It’s not something you buy every day. But when it’s time to buy carpet, you’ll want to know your stuff. Make a bad decision and you’ll pay dearly for a long time, and I am not talking just about the money. You’ll pay a significant price in dissatisfaction and disappointment.
First, decide the style of carpet and type of fiber you want, determined by where it will be installed and how much money you have to spend.
Visit several retail carpet stores that will let you take carpet samples home for a few days. Walk on them, view them in a different light. Set a heavy piece of furniture on them to see if the fibers will “rebound” once removed.
No matter how much pressure the sales staff pours on, remember you are not obligated to purchase from any store even if you checked out samples from them.
Styles of Carpet
Usually one solid color with even, smooth pile height. Varies from lightweight (apartment-grade) with fewer tufts per square inch to heavier weights that are very dense. Comes in a vast range of colors. Shows footprints and vacuum marks.
Two shades mixed with varying pile heights that reduces vacuum marks and footprints. About the same price as plush.
Very tightly twisted tufts of yarn. More expensive than plush but wears much longer—15 years is not unusual. Frieze comes in a variety of pile heights from short all the way to super shag. Durable, holds up to heavy use without matting or showing traffic patterns. Rebounds well.
Has two types of tufts—loops and cut pile in varying heights. Often called high-low. Usually has several shades of color varying from light to dark. Doesn’t show much dirt; often used in apartments.

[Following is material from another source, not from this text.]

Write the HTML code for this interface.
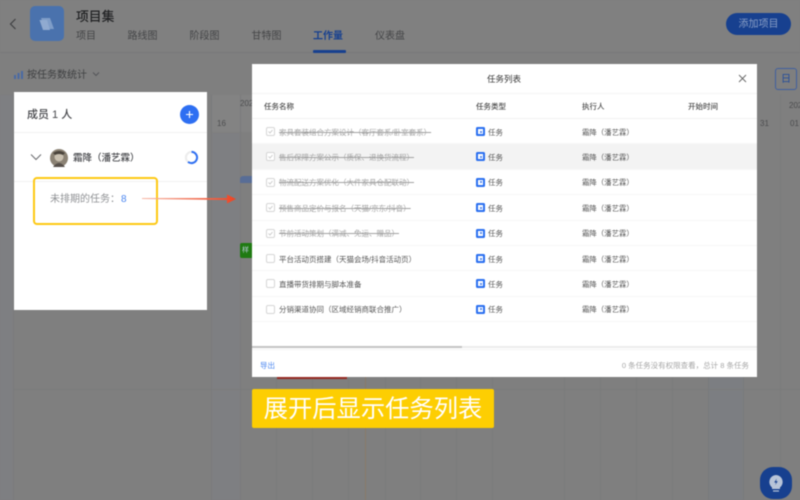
<!DOCTYPE html>
<html><head><meta charset="utf-8">
<style>
*{box-sizing:border-box;margin:0;padding:0}
html,body{width:800px;height:500px;overflow:hidden;background:#7f7f7f;font-family:"Liberation Sans","Noto Sans CJK SC",sans-serif}
.a{position:absolute;white-space:nowrap}
#root{position:relative;width:800px;height:500px;overflow:hidden;filter:blur(.4px)}
.vl{position:absolute;width:1px;top:95px;bottom:0;background:#7a7b7c}
.hl{position:absolute;left:13px;right:0;height:1px;background:#7a7b7c}
.tab{position:absolute;top:30px;font-size:10px;line-height:14px;color:#444547}
.row{position:absolute;left:252px;width:505px;height:25.4px;border-bottom:1px solid #f6f6f6}
.cb{position:absolute;left:13.5px;top:8px;width:9px;height:9px;border:1px solid #d6d6d6;border-radius:2px;background:#fff}
.cb svg{position:absolute;left:0;top:0}
.nm{position:absolute;left:27px;top:6.5px;font-size:7.5px;line-height:13px;color:#555;white-space:nowrap}
.done .nm{color:#a2a2a2;text-decoration:line-through}
.ic{position:absolute;left:224px;top:8px;width:9px;height:9px;border-radius:1.5px;background:#2a6ff0}
.ic i{position:absolute;left:2px;top:2px;width:5px;height:5px;background:#fff;display:block}
.ic i:after{content:"";position:absolute;left:1.5px;top:1.5px;width:2px;height:2px;background:#5f90ee}
.ty{position:absolute;left:236px;top:6.5px;font-size:7.5px;line-height:13px;color:#555}
.ex{position:absolute;left:330px;top:6.5px;font-size:7.4px;line-height:13px;color:#555;white-space:nowrap}
.th{position:absolute;top:100px;font-size:7.5px;line-height:13px;color:#4c4c4c;font-weight:500}
</style></head><body><div id="root">

<div class="a" style="left:0;top:0;width:800px;height:52px;background:#808080"></div>
<div class="a" style="left:0;top:52px;width:800px;height:1px;background:#78797a"></div>

<div class="a" style="left:0;top:95px;width:13px;height:405px;background:#7e7f82"></div>
<div class="a" style="left:211px;top:133px;width:29px;height:367px;background:#7e7f82"></div>
<div class="a" style="left:212px;top:95px;width:40px;height:37px;background:#838383"></div>
<div class="a" style="left:708px;top:377px;width:35px;height:123px;background:#7c7e82"></div>

<svg class="a" style="left:8px;top:17px" width="10" height="14" viewBox="0 0 10 14"><path d="M7.5 2 L2.5 7 L7.5 12" fill="none" stroke="#3f4042" stroke-width="1.2"/></svg>
<div class="a" style="left:30px;top:6px;width:34px;height:35px;border-radius:5px;background:#4a72ad"></div>
<svg class="a" style="left:38px;top:15px" width="20" height="18" viewBox="0 0 20 18"><path d="M3 3 H12 L16 14 H7 Z" fill="#7f9dc8"/><path d="M1.5 5 H9 L12 15 H5 Z" fill="#90aad0"/></svg>
<div class="a" style="left:76px;top:8px;font-size:12.8px;line-height:17px;color:#1f2022;font-weight:500">项目集</div>
<div class="tab" style="left:76px">项目</div>
<div class="tab" style="left:127.5px">路线图</div>
<div class="tab" style="left:189.5px">阶段图</div>
<div class="tab" style="left:251.5px">甘特图</div>
<div class="tab" style="left:313px;color:#17408f;font-weight:700">工作量</div>
<div class="tab" style="left:375px">仪表盘</div>
<div class="a" style="left:313px;top:50px;width:33px;height:2.5px;border-radius:1px;background:#17408f"></div>
<div class="a" style="left:726px;top:13px;width:65px;height:22px;border-radius:11px;background:#17408f"></div>
<div class="a" style="left:726px;top:15px;width:65px;height:22px;color:#8a9fc6;font-size:10px;line-height:20px;text-align:center">添加项目</div>

<svg class="a" style="left:13px;top:69px" width="11" height="11" viewBox="0 0 11 11"><rect x="1" y="6" width="2" height="4" fill="#4a6aa5"/><rect x="4.5" y="4" width="2" height="6" fill="#4a6aa5"/><rect x="8" y="2" width="2" height="8" fill="#4a6aa5"/></svg>
<div class="a" style="left:27px;top:69px;font-size:10px;line-height:14px;color:#3f4042">按任务数统计</div>
<svg class="a" style="left:91px;top:71px" width="10" height="7" viewBox="0 0 10 7"><path d="M2 1.5 L5 4.5 L8 1.5" fill="none" stroke="#55565a" stroke-width="1"/></svg>

<div class="vl" style="left:13px"></div>
<div class="vl" style="left:211px"></div>
<div class="vl" style="left:240px"></div>
<div class="vl" style="left:276px"></div>
<div class="vl" style="left:312px"></div>
<div class="vl" style="left:348px"></div>
<div class="vl" style="left:385px"></div>
<div class="vl" style="left:420px"></div>
<div class="vl" style="left:456px"></div>
<div class="vl" style="left:492px"></div>
<div class="vl" style="left:564px"></div>
<div class="vl" style="left:600px"></div>
<div class="vl" style="left:636px"></div>
<div class="vl" style="left:672px"></div>
<div class="vl" style="left:708px"></div>
<div class="vl" style="left:743px"></div>
<div class="vl" style="left:780px"></div>
<div class="hl" style="top:389px"></div>
<div class="a" style="left:365px;top:377px;width:1px;height:123px;background:#8a7a68"></div>

<div class="a" style="left:775px;top:68px;width:22px;height:22px;border:1px solid #3f5f9f;border-radius:3px"></div>
<div class="a" style="left:775px;top:70px;width:22px;height:20px;color:#1f4a9c;font-size:10px;line-height:20px;text-align:center">日</div>
<div class="a" style="left:760px;top:118px;font-size:8px;line-height:11px;color:#4c4d4f">31</div>
<div class="a" style="left:790px;top:118px;font-size:8px;line-height:11px;color:#4c4d4f">01</div>
<div class="a" style="left:789px;top:100px;font-size:8px;line-height:11px;color:#4c4d4f">202</div>
<div class="a" style="left:240px;top:98px;font-size:8px;line-height:11px;color:#4c4d4f">202</div>
<div class="a" style="left:217px;top:118px;font-size:8px;line-height:11px;color:#4c4d4f">16</div>

<div class="a" style="left:240px;top:176px;width:12px;height:7px;background:#586d96;border-radius:3px 0 0 0"></div>
<div class="a" style="left:240px;top:243px;width:12px;height:15px;background:#1f7a12;border-radius:2px 0 0 2px;color:#bcd;font-size:7px;line-height:15px;padding-left:2px;overflow:hidden">样</div>
<div class="a" style="left:277px;top:377px;width:70px;height:2px;background:#962a22"></div>

<!-- left panel -->
<div class="a" style="left:14px;top:92px;width:193px;height:218px;background:#fff"></div>
<div class="a" style="left:14px;top:132px;width:193px;height:1px;background:#f2f2f2"></div>
<div class="a" style="left:14px;top:181px;width:193px;height:1px;background:#f2f2f2"></div>
<div class="a" style="left:27px;top:107px;font-size:11px;line-height:16px;color:#45464a;font-weight:500">成员 1 人</div>
<div class="a" style="left:180px;top:105px;width:19px;height:19px;border-radius:50%;background:#2e6ff2"></div>
<svg class="a" style="left:180px;top:105px" width="19" height="19" viewBox="0 0 19 19"><path d="M9.5 6 V13 M6 9.5 H13" stroke="#fff" stroke-width="1.1"/></svg>
<svg class="a" style="left:30px;top:153px" width="12" height="9" viewBox="0 0 12 9"><path d="M1 1.5 L6 6.5 L11 1.5" fill="none" stroke="#6a6b6e" stroke-width="1"/></svg>
<svg class="a" style="left:50px;top:149px" width="18" height="18" viewBox="0 0 18 18"><circle cx="9" cy="9" r="9" fill="#8b8274"/><circle cx="9" cy="8" r="4.5" fill="#c9c0b0"/><path d="M3 4 Q9 0 15 4 L13 6 Q9 4 5 6 Z" fill="#4a443c"/><path d="M3 18 Q9 10 15 18 Z" fill="#57504a"/></svg>
<div class="a" style="left:73px;top:152px;font-size:9.5px;line-height:13px;color:#45464a;font-weight:500">霜降（潘艺霖）</div>
<svg class="a" style="left:184px;top:150px" width="15" height="15" viewBox="0 0 15 15"><circle cx="7.5" cy="7.5" r="5.6" fill="none" stroke="#ececec" stroke-width="2"/><path d="M7.5 1.9 A5.6 5.6 0 1 1 4 11.9" fill="none" stroke="#2e6ff2" stroke-width="2"/></svg>
<div class="a" style="left:33px;top:177px;width:125px;height:48px;border:2px solid #fdc813;border-radius:4px"></div>
<div class="a" style="left:50px;top:193px;font-size:10px;line-height:14px;color:#8f9194">未排期的任务：<span style="color:#4a86f0;margin-left:1px">8</span></div>
<svg class="a" style="left:140px;top:192px" width="100" height="14" viewBox="0 0 100 14"><defs><linearGradient id="g" x1="0" x2="1" y1="0" y2="0"><stop offset="0" stop-color="#f7b9a8"/><stop offset="1" stop-color="#ee4422"/></linearGradient></defs><path d="M2 6 L87 6 V2.5 L96 7 L87 11.5 V8 L2 7 Z" fill="url(#g)"/></svg>

<!-- modal -->
<div class="a" style="left:252px;top:64px;width:505px;height:313px;background:#fff"></div>
<div class="a" style="left:487px;top:72.5px;font-size:8.5px;line-height:13px;color:#333">任务列表</div>
<svg class="a" style="left:737px;top:73px" width="11" height="11" viewBox="0 0 11 11"><path d="M2 2 L9 9 M9 2 L2 9" stroke="#666" stroke-width="0.9"/></svg>
<div class="a" style="left:252px;top:93px;width:505px;height:1px;background:#f4f4f4"></div>
<div class="a" style="left:252px;top:118px;width:505px;height:1px;background:#f2f2f2"></div>
<div class="th" style="left:264px">任务名称</div>
<div class="th" style="left:476px">任务类型</div>
<div class="th" style="left:582px">执行人</div>
<div class="th" style="left:688px">开始时间</div>

<div class="row done" style="top:119px"><div class="cb"><svg width="7" height="7" viewBox="0 0 7 7"><path d="M1.5 3.5 L3 5 L5.5 2" fill="none" stroke="#c4c4c4" stroke-width=".8"/></svg></div><div class="nm">家具套装组合方案设计（客厅套系/卧室套系）</div><div class="ic"><i></i></div><div class="ty">任务</div><div class="ex">霜降（潘艺霖）</div></div>
<div class="row done" style="top:144.4px;background:#f3f3f3"><div class="cb"><svg width="7" height="7" viewBox="0 0 7 7"><path d="M1.5 3.5 L3 5 L5.5 2" fill="none" stroke="#c4c4c4" stroke-width=".8"/></svg></div><div class="nm">售后保障方案公示（质保、退换货流程）</div><div class="ic"><i></i></div><div class="ty">任务</div><div class="ex">霜降（潘艺霖）</div></div>
<div class="row done" style="top:169.8px"><div class="cb"><svg width="7" height="7" viewBox="0 0 7 7"><path d="M1.5 3.5 L3 5 L5.5 2" fill="none" stroke="#c4c4c4" stroke-width=".8"/></svg></div><div class="nm">物流配送方案优化（大件家具仓配联动）</div><div class="ic"><i></i></div><div class="ty">任务</div><div class="ex">霜降（潘艺霖）</div></div>
<div class="row done" style="top:195.2px"><div class="cb"><svg width="7" height="7" viewBox="0 0 7 7"><path d="M1.5 3.5 L3 5 L5.5 2" fill="none" stroke="#c4c4c4" stroke-width=".8"/></svg></div><div class="nm">预售商品定价与报名（天猫/京东/抖音）</div><div class="ic"><i></i></div><div class="ty">任务</div><div class="ex">霜降（潘艺霖）</div></div>
<div class="row done" style="top:220.6px"><div class="cb"><svg width="7" height="7" viewBox="0 0 7 7"><path d="M1.5 3.5 L3 5 L5.5 2" fill="none" stroke="#c4c4c4" stroke-width=".8"/></svg></div><div class="nm">节前活动策划（满减、免运、赠品）</div><div class="ic"><i></i></div><div class="ty">任务</div><div class="ex">霜降（潘艺霖）</div></div>
<div class="row" style="top:246px"><div class="cb"></div><div class="nm">平台活动页搭建（天猫会场/抖音活动页）</div><div class="ic"><i></i></div><div class="ty">任务</div><div class="ex">霜降（潘艺霖）</div></div>
<div class="row" style="top:271.4px"><div class="cb"></div><div class="nm">直播带货排期与脚本准备</div><div class="ic"><i></i></div><div class="ty">任务</div><div class="ex">霜降（潘艺霖）</div></div>
<div class="row" style="top:296.8px"><div class="cb"></div><div class="nm">分销渠道协同（区域经销商联合推广）</div><div class="ic"><i></i></div><div class="ty">任务</div><div class="ex">霜降（潘艺霖）</div></div>

<div class="a" style="left:252px;top:346px;width:505px;height:2px;background:#ececec"></div>
<div class="a" style="left:252px;top:346px;width:210px;height:2px;background:#c4c4c4"></div>
<div class="a" style="left:252px;top:349px;width:505px;height:1px;background:#f4f4f4"></div>
<div class="a" style="left:260px;top:359px;font-size:7.5px;line-height:13px;color:#4a86f0">导出</div>
<div class="a" style="right:51px;top:359px;font-size:7.5px;line-height:13px;color:#a6a6a6">0 条任务没有权限查看，总计 8 条任务</div>

<div class="a" style="left:252px;top:389px;width:242px;height:39px;border-radius:2px;background:#fdce02"></div>
<div class="a" style="left:252px;top:391px;width:242px;height:37px;color:#fff;font-size:24.3px;line-height:37px;text-align:center">展开后显示任务列表</div>

<div class="a" style="left:760px;top:467px;width:32px;height:32px;border-radius:13px;background:#17408f"></div>
<svg class="a" style="left:768px;top:474px" width="16" height="19" viewBox="0 0 16 19"><path d="M8 1 A7 7 0 0 1 12 13.5 V15 H4 V13.5 A7 7 0 0 1 8 1 Z" fill="#b8c4d8"/><path d="M5 17 H11" stroke="#b8c4d8" stroke-width="1.2"/><path d="M8.8 4.5 L6.2 8.5 H8 L7.2 11 L9.8 7.3 H8 Z" fill="#17408f"/></svg>
</div></body></html>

Very dense cut pile carpet with well-defined tufts. You can actually see the individual tuft tips, giving it a very textured look. Has a rough, textured appearance, although quite similar in appearance to plush.
A popular choice in recent years, berber has nothing to do with color (usually comes in light earth tones) but rather with construction. Berber capret is made of short looped yarn that is aligned in rows for a uniform look. The loops can snag and run easily like a pair of hose. When that happens, it is nearly impossible to repair.
Cut pile berber
Not really berber, as the loops are all cut to make short pile from fat yarn. The speckled look resembles the look of berber. Looks good when new but wears poorly.
Known for its small, low-level loops and short cut pile. Usually glued to the floor. Not typically used in residential areas, as it’s not soft underfoot.
Types of fiber
A synthetic fiber that out-performs all other fibers. It wears well, cleans like a dream, resists matting and comes in all colors and styles. And it is inexpensive.
This fiber is made from polypropylene, a type of plastic. Olefin is quite cheap. Most berber carpets are made of olefin. But olefin has problems. It is difficult to clean—more like impossible—so it tends to look dingy in traffic areas. Feels rough underfoot.
Polyester or P.E.T.
This feels very soft but beware—polyester carpet mats terribly and is not resilient. Because polyester carpet feels so great and is quite inexpensive, it’s a favorite among uninformed consumers. Not unlike polyester leisure suits. Remember them?
Quite expensive, but a truly elite fiber for carpet. Requires cleaning by a specialist who deals in wool. Wears well, lasts for decades but not often worth the price, which can be astronomical.
Paddings under carpet
Each carpet manufacturer recommends a specific pad for a specific style. Don’t go higher or lower than recommended—go with exactly the type of padding recommended to insure the best result.
This is the type of padding that usually comes with the “padding included” or “free padding” offer. Don’t accept it. It will not hold up to traffic, will flatten quickly and is not recommended for residential use.
The most common for residential installations, rebond is made of recycled urethane foam, is usually multi-colored and looks like lots of little pieces stuck together (it is). It comes in a variety of densities and thicknesses to accommodate all manufacturers’ specifications.
Very dense and more expensive than rebond, fiber pad will help a berber carpet wear better.
- Take care of spots the moment they happen. Use a good spot remover like Spot Shot.
- Hold off as long as possible from having the carpet professionally steam cleaned, but once you do this set a standing appointment for at least once yearly.
- The best thing you can do for carpet is to vacuum often and thoroughly—twice weekly if at all possible.
And in conclusion …
Have you figured it out? There is no better carpet for the price than a 100% nylon frieze installed over rebond pad. Nylon frieze resists stains. Spots that do happen come up very easily. It does not mat or become crushed, even in high-traffic areas. Nylon frieze is reasonably soft underfoot and will bring you many years of enjoyment.
That was easy. Now comes the hard part—selecting a color you will enjoy for 15 years or longer!